For many years, Britain’s greatest sporting heroes were amateurs. The poets Lord Byron and Percy Shelley, close friends in the early 1800s, both enthusiastically conformed to this type. Byron, despite being troubled with a clubfoot, swam the Hellespont between Europe and Asia, across the mouth of the Tagus river in Lisbon, and from the Lido to the Rialto bridge in Venice. He was also a keen pugilist, frequently hanging out at the Bond Street gym run by “Gentleman” John Jackson. Shelley, an enthusiastic sailor, was less successful than Byron, and drowned in a storm off the Italian coast.
Several individuals have contributed to British fashion. David Beckham’s input, as a designer of garments for Marks & Spencer and a clotheshorse for even better designers than himself, is the best known. Among others worth mentioning is Fred Perry, the Wimbledon champion who gave his name to a type of sports shirt. Less well known for his contribution than either of these, but equally deserving, is Fran Cotton, the 17-stone Rugby player from Wigan. In 1980, he was stretchered off the pitch after a heart attack. He bravely returned the following year, but a leg injury put an end to his career – so he set up his own company, Cotton Traders, which sells sportswear around the world.
Even today, despite the widespread coverage devoted to it, not everybody is interested in soccer. Most of us have some interest in pedestrianism – but few remember the great pedestrians in our sporting heritage. Of them all, the most successful were three eighteenth-century gents: “Captain” Robert Barclay walked a mile every hour for 1,000 consecutive hours, or nearly six weeks; Foster Powell routinely walked from London to York and back; and George Wilson bought his way out of debtor’s prison by wagering successfully that he could walk 50 miles in 12 hours in the exercise yard.

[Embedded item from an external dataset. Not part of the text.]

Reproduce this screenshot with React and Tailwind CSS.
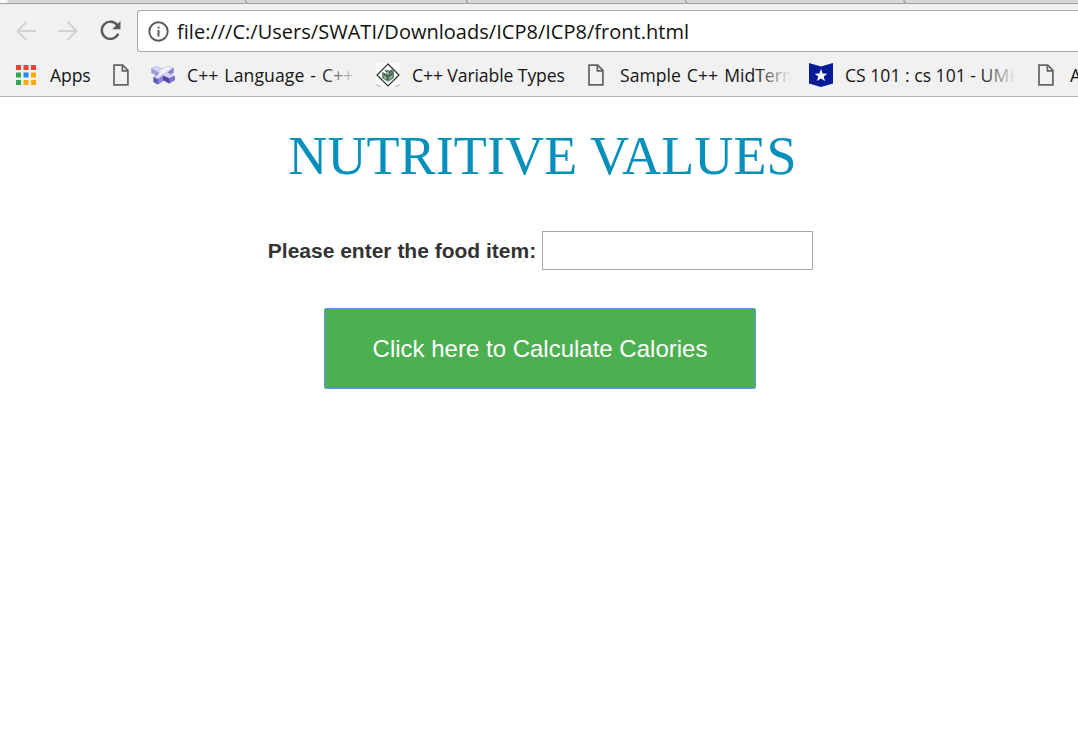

Their efforts provide a great example to many other dogged exponents of endurance sports. Of these, it is worth mentioning Matthew Webb, who swam across the Channel in 22 hours, dressed in a leotard and covered in porpoise grease; Henry Taylor, an impoverished Olympian who trained in the industrial canals of Lancashire and on “dirty water day” at the local pool; and, most recently, the multiple-medal winner Steve Redgrave, who made clear his contempt for the sport at which he excels by asking that he be shot if anybody catches him rowing again.